Perhaps the gifts she got from her legendary father were not mere speculative transference but a God-given ability to make movies the way movies should be made.  Of course by God I mean Cinema (with a capital C) and all of its omnipotent powers-that-be.  Here's hoping she doesn't ever trudge into the temporary swamp of inadequacies of the father later in life, because for now, she just keeps getting better and better and better with each picture.


Anonymous said...

While I can appreciate your positiveness (towards Ms Coppola) I'm encoraged to write because of your negativity in regards to senoir.
You far more eloquently state what a collegue was heard to say after his viewing of Lost in Translation (a film I found abyssmal - but that's another story). He held up a lone finger and spoke aloud "She will out do her father!"
I bit my tongue.
Yeah - The Godfather, The Conversation, The Godfather: Part II, Apocalypse Now...
It seems ludicrous to even mention them in the same breath. I'll wager that Sofia won't even make anything as good as The Rainmaker or Dracula. She is destined to be nothing more than a footnote next to her father - as far as filmmaking goes...

KEVYN KNOX said...

I never meant to put down the father. I merely meant to say that his output from the mid-eighties until his comeback of sorts with Youth Without Youth and Tetro (w/ the lone exception of Dracula!)was not worthy of his talents.

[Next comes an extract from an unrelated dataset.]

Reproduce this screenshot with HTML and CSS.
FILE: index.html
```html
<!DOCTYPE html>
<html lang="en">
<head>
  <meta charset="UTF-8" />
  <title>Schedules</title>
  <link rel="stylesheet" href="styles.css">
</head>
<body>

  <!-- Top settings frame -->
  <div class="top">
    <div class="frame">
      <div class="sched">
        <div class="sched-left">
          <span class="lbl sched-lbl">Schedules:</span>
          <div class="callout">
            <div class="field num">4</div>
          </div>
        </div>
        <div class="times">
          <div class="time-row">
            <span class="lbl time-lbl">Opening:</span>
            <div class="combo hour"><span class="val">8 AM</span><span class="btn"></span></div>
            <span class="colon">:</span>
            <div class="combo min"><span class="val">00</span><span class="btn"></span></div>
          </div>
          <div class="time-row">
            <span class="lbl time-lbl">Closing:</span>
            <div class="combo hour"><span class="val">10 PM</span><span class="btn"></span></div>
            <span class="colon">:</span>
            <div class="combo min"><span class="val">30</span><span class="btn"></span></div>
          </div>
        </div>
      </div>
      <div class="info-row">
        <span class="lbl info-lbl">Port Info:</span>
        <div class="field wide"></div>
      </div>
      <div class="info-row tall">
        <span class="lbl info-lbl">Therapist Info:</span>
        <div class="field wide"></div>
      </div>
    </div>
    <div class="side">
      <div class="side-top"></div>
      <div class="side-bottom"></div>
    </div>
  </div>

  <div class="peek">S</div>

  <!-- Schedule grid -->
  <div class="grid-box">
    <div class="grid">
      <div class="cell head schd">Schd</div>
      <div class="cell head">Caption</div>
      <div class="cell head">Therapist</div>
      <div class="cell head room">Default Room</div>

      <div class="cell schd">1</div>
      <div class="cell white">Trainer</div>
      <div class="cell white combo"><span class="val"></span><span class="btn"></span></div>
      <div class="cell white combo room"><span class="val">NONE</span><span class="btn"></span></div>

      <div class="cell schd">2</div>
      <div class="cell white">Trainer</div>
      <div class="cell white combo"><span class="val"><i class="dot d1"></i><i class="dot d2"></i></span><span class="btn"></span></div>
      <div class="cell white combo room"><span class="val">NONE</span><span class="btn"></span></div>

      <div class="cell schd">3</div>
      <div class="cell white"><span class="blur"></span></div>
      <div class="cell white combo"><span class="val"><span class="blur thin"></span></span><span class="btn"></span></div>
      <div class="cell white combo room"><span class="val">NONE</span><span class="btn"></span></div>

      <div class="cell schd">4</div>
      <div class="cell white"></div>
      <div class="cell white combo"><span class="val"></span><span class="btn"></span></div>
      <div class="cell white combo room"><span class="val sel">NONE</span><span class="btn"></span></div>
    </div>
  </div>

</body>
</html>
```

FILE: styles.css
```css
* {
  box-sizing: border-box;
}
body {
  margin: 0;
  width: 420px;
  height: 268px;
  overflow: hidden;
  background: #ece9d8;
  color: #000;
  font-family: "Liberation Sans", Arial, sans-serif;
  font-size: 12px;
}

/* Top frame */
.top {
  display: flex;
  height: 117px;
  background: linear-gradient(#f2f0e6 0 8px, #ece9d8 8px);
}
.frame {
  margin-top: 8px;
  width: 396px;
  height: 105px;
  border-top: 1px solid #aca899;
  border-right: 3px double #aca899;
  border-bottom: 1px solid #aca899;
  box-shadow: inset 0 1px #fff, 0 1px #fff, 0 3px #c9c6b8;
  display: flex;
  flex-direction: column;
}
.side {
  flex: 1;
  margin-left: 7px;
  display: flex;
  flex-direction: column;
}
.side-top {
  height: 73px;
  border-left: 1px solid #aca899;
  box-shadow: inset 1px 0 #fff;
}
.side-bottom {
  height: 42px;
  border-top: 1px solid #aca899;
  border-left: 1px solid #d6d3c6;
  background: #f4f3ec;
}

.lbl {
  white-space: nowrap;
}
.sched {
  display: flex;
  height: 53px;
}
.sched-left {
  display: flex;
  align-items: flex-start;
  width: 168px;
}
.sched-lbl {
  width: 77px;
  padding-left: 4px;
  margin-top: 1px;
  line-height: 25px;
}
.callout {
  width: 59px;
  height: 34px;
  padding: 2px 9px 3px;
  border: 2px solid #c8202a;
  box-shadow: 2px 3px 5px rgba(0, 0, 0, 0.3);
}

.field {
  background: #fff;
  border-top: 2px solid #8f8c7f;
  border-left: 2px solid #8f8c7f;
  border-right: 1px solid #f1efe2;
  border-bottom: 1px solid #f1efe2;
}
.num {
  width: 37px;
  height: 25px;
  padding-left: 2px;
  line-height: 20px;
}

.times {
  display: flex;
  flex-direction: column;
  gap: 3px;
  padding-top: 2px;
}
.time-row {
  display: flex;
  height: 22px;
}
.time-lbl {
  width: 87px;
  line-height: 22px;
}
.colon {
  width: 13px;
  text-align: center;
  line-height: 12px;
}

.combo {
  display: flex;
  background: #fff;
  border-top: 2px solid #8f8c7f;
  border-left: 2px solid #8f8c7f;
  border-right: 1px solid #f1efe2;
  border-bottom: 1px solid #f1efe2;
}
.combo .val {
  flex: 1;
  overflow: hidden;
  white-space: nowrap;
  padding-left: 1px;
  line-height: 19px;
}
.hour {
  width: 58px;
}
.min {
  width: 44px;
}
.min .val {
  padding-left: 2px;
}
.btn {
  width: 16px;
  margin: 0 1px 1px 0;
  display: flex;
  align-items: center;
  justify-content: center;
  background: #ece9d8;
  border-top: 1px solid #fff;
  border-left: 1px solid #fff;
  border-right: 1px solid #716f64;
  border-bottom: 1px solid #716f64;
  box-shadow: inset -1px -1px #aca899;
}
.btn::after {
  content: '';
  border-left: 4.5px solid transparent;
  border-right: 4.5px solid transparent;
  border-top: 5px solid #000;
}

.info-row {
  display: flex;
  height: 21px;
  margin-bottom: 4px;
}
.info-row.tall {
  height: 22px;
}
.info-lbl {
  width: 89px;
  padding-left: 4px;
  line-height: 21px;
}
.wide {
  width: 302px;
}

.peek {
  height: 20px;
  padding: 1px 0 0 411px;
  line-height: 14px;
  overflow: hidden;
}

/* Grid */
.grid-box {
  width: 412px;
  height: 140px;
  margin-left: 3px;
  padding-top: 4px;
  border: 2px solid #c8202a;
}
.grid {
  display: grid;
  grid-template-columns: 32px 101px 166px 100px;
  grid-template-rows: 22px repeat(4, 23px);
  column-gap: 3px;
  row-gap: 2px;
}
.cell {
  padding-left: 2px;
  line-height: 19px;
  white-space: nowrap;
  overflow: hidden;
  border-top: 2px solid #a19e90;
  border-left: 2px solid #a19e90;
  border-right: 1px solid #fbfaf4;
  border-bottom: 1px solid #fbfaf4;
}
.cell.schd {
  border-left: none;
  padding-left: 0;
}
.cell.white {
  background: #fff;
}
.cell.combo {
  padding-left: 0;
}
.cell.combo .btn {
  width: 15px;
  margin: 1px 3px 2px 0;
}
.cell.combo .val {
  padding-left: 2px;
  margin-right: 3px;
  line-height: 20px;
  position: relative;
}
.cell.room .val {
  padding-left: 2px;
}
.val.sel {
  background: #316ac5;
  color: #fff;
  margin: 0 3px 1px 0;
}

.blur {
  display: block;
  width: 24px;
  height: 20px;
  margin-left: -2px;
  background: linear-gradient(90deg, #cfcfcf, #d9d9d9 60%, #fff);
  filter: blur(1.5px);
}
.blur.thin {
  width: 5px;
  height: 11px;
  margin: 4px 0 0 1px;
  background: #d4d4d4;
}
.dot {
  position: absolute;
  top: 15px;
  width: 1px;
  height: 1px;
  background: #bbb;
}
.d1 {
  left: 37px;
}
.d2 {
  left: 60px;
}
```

I do say "one of the most important filmmakers of the 1970's" and I stand by that, but he, like later Altman, Allen and Scorsese had hit a low point in the nineties.

The daughter will probably never make The Godfather or Apocalypse Now (but who ever could), but she has made one better movie after the other, and one day will more than match many of her father's films (save for his incredible 70's output).